Math prerequisites for Bitcoin (side-quest)

sommaire · 5 sections

Modular arithmetic: the wrap-around clock
Hash functions: the fingerprint machine
Elliptic curves: the one-way lock
Law of large numbers: what “on average” really means
Going further

You’re here because you clicked “math prerequisites” from an article in the Inside the gears of Bitcoin series. This article isn’t part of the series itself — it sits to the side, like a side-quest in a video game: you stop by to pick up what you’re missing, then you go back where you were.

We’ll cover four building blocks: modular arithmetic, hash functions, the intuition of an elliptic curve, and the law of large numbers. Not a course — just the idea of each one, and why Bitcoin needs it. If you already know one of the four, skip the section.

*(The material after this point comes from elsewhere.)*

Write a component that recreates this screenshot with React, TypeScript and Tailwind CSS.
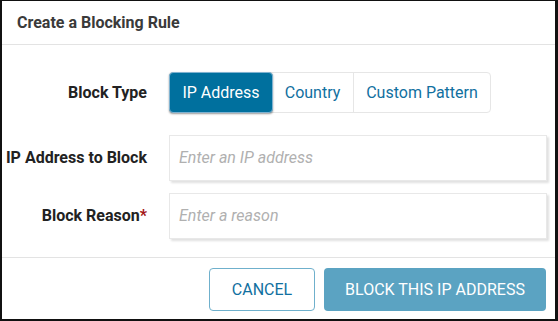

Modular arithmetic: the wrap-around clock

You know how to read a clock. Set the hour hand on 11, move forward by 3 hours: the hand lands on 2. Not on “14” — the dial only has twelve slots, and after 12, it starts over from zero. You just did modular arithmetic mod 12, without realizing it: (11 + 3) mod 12 = 2. The clock forgets the complete laps, it only keeps the remainder.

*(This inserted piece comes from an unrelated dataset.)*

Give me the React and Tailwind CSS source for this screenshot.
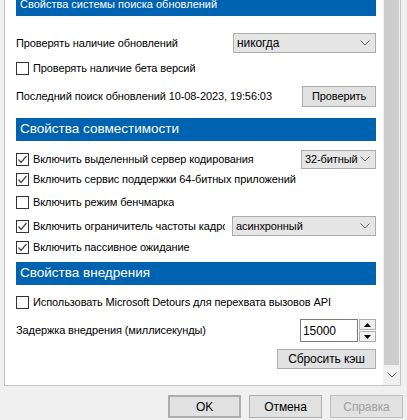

Formally: a mod n is the remainder when a is divided by n. The clock does mod 12, but you can do mod any integer: 27 mod 12 = 3, 100 mod 7 = 2, 42 mod 5 = 2. Same “clock” idea, just with a dial of 7, 5, or 78 decimal digits.

In this world, addition and multiplication keep working the way you’re used to. (8 + 9) mod 12 = 17 mod 12 = 5 — the clock points to 5. And (4 × 5) mod 12 = 20 mod 12 = 8. You can add, multiply, raise to powers, everything stays consistent inside the “12 slots” of the clock.

What changes is division. In the normal world, 1 / 3 = 0.333…. In a modular world, you have to find the number that, multiplied by 3, gives 1 modulo n. Sometimes it exists, sometimes it doesn’t. It’s more subtle, and that’s exactly the subtlety Bitcoin exploits.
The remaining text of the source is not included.